## Data excerpt

□ □ □ □ □

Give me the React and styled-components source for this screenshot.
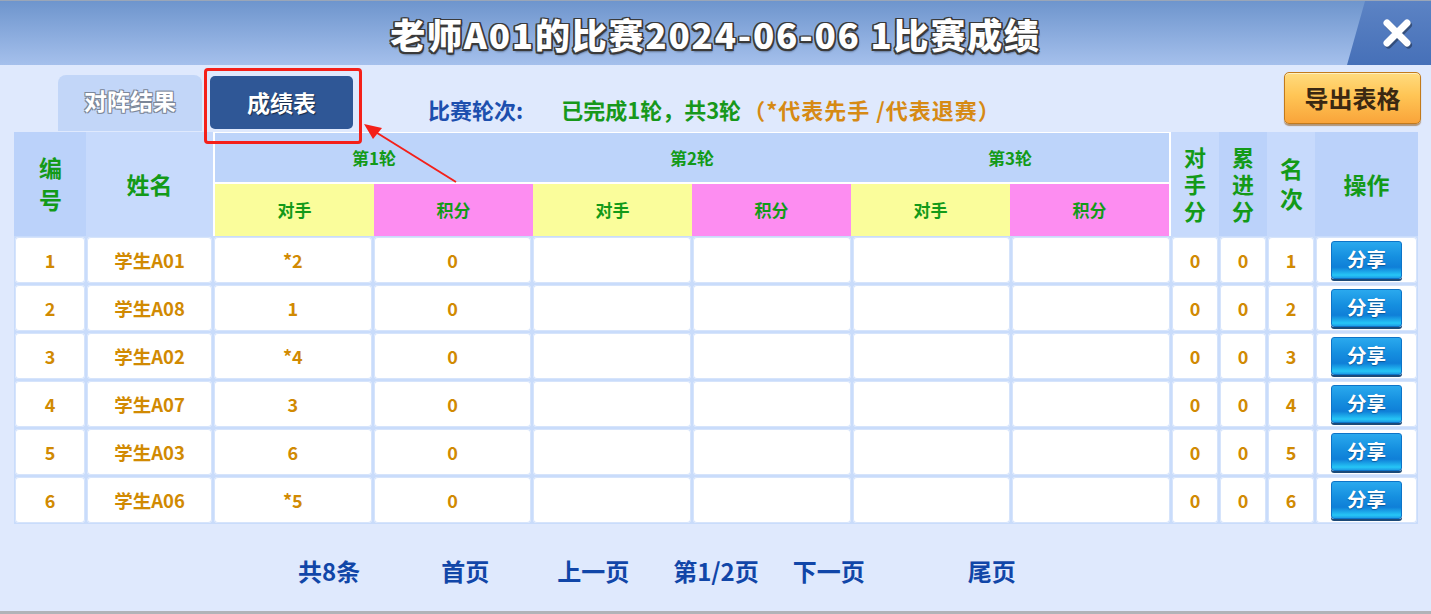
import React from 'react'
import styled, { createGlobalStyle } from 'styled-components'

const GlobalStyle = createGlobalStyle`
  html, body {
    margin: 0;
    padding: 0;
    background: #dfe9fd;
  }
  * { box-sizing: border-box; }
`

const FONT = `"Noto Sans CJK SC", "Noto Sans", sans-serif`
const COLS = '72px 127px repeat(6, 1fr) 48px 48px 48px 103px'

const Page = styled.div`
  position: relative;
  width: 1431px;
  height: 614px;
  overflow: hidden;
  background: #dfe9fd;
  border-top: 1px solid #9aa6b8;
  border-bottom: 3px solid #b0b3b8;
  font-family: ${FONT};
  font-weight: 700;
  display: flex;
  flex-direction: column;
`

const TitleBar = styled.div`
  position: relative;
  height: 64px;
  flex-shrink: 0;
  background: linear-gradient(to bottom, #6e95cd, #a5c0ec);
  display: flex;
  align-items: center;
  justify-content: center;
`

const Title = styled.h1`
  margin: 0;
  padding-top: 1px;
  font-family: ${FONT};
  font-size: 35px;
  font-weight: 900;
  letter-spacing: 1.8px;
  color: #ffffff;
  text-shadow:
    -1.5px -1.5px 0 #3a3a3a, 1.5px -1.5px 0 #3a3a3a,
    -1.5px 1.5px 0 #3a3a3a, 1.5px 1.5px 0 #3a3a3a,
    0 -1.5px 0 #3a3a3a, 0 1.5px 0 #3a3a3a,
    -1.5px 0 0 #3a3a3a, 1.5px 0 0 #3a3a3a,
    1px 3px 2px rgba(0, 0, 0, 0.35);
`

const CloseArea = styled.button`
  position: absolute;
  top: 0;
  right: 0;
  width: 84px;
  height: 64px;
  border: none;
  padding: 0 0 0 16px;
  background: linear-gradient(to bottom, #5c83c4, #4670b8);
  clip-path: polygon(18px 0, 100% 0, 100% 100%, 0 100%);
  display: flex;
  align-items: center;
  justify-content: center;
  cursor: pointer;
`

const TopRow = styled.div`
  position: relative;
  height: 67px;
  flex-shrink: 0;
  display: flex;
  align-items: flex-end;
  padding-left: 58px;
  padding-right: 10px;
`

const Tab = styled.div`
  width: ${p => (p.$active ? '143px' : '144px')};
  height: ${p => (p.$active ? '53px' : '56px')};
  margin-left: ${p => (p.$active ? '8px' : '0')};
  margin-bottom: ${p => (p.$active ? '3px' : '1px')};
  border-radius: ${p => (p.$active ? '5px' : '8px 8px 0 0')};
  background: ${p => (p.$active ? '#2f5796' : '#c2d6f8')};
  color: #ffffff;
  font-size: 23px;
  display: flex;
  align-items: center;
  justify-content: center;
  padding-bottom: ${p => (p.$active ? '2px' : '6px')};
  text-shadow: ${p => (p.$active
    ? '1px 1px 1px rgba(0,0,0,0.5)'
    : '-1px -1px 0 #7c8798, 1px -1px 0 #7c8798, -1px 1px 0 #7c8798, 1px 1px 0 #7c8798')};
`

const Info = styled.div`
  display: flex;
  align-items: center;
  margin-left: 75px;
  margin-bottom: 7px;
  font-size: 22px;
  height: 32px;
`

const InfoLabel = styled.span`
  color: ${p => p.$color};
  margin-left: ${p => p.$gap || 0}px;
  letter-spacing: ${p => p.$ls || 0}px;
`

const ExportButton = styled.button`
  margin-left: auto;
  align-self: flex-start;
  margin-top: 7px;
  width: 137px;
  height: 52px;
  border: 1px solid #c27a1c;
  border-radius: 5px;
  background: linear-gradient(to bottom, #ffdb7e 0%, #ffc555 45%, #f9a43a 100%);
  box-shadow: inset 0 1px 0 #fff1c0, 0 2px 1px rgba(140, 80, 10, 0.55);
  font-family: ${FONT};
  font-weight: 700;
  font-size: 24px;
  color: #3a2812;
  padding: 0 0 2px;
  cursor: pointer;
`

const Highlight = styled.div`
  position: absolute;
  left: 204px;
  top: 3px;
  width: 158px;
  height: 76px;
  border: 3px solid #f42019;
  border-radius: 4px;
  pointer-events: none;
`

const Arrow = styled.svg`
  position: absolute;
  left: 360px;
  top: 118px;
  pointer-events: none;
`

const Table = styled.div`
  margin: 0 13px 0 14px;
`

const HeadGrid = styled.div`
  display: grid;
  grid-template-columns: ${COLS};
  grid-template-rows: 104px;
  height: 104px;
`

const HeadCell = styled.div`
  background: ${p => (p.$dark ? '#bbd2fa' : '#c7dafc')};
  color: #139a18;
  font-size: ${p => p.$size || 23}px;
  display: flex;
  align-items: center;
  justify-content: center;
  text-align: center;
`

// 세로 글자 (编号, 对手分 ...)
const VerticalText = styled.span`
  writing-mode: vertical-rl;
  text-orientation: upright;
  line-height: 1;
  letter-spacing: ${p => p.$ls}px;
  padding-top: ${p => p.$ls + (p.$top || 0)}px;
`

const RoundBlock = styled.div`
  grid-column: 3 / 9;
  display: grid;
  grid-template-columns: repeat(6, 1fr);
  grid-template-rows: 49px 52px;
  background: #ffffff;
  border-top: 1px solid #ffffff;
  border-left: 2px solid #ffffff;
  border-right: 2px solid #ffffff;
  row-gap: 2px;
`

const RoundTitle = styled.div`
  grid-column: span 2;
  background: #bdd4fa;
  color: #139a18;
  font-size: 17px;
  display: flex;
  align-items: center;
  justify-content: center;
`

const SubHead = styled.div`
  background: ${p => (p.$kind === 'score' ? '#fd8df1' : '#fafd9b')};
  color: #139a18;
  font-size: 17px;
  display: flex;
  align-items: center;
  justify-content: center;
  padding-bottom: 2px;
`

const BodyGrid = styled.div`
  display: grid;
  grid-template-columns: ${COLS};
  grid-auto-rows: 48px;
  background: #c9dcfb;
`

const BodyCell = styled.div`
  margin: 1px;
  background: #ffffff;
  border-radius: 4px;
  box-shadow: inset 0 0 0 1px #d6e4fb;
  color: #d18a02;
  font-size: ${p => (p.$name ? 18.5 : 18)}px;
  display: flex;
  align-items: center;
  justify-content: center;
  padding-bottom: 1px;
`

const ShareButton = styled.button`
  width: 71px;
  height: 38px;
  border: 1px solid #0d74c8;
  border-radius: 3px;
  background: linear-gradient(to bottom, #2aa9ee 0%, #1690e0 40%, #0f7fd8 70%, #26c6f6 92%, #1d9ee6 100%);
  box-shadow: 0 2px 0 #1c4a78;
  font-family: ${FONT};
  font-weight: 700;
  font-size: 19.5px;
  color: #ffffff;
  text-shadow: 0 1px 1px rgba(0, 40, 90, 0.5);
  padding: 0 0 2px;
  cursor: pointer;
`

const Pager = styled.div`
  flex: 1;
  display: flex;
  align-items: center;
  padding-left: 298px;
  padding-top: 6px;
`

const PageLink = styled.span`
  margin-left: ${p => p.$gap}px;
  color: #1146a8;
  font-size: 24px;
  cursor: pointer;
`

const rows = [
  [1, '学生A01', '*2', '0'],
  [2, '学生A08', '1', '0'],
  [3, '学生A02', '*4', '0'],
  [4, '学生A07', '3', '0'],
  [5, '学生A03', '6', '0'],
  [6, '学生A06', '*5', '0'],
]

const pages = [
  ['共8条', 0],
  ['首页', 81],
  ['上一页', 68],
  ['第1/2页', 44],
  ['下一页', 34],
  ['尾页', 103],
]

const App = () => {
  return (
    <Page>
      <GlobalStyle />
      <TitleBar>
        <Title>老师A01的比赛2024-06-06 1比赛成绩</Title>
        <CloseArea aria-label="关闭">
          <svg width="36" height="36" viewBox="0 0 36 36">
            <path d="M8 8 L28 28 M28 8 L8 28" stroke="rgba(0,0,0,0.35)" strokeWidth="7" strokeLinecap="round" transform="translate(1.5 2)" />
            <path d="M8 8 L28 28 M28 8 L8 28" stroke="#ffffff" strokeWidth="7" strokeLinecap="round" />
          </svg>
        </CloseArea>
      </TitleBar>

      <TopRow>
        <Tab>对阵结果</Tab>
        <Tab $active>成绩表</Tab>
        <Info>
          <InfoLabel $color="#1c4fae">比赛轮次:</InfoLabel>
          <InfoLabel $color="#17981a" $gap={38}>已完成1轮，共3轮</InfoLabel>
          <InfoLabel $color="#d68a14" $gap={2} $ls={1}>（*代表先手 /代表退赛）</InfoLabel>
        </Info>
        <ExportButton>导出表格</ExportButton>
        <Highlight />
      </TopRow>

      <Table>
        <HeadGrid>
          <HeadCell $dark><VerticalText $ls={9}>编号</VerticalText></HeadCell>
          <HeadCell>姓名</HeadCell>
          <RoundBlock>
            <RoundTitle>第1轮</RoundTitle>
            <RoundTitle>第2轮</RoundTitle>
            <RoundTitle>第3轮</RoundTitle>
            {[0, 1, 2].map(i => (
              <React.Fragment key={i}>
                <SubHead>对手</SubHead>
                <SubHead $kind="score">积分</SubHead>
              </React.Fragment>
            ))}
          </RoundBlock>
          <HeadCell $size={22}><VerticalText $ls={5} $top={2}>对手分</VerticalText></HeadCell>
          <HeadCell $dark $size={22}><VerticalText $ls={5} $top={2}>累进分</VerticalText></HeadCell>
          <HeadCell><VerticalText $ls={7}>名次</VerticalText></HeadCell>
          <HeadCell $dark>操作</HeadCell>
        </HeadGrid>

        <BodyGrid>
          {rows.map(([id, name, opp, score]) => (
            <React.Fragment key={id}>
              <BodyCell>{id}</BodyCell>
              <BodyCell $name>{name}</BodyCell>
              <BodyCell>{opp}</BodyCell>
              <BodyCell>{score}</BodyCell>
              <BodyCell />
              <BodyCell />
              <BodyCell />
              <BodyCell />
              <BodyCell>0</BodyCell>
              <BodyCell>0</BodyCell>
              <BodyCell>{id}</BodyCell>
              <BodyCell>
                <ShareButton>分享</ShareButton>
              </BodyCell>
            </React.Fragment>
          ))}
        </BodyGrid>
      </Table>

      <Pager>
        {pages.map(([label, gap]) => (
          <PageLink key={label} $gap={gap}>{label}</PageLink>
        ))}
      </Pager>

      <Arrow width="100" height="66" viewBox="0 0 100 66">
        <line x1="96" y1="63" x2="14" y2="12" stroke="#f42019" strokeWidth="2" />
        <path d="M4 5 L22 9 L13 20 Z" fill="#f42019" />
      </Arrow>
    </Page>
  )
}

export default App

□ □ □ □ □

## Problem
Please restate the material above line by line, exactly, beginning at its first line and ending with the line that contains "const COLS = '72px", without any pictures.

## Response
Give me the React and styled-components source for this screenshot.
import React from 'react'
import styled, { createGlobalStyle } from 'styled-components'

const GlobalStyle = createGlobalStyle`
  html, body {
    margin: 0;
    padding: 0;
    background: #dfe9fd;
  }
  * { box-sizing: border-box; }
`

const FONT = `"Noto Sans CJK SC", "Noto Sans", sans-serif`
const COLS = '72px 127px repeat(6, 1fr) 48px 48px 48px 103px'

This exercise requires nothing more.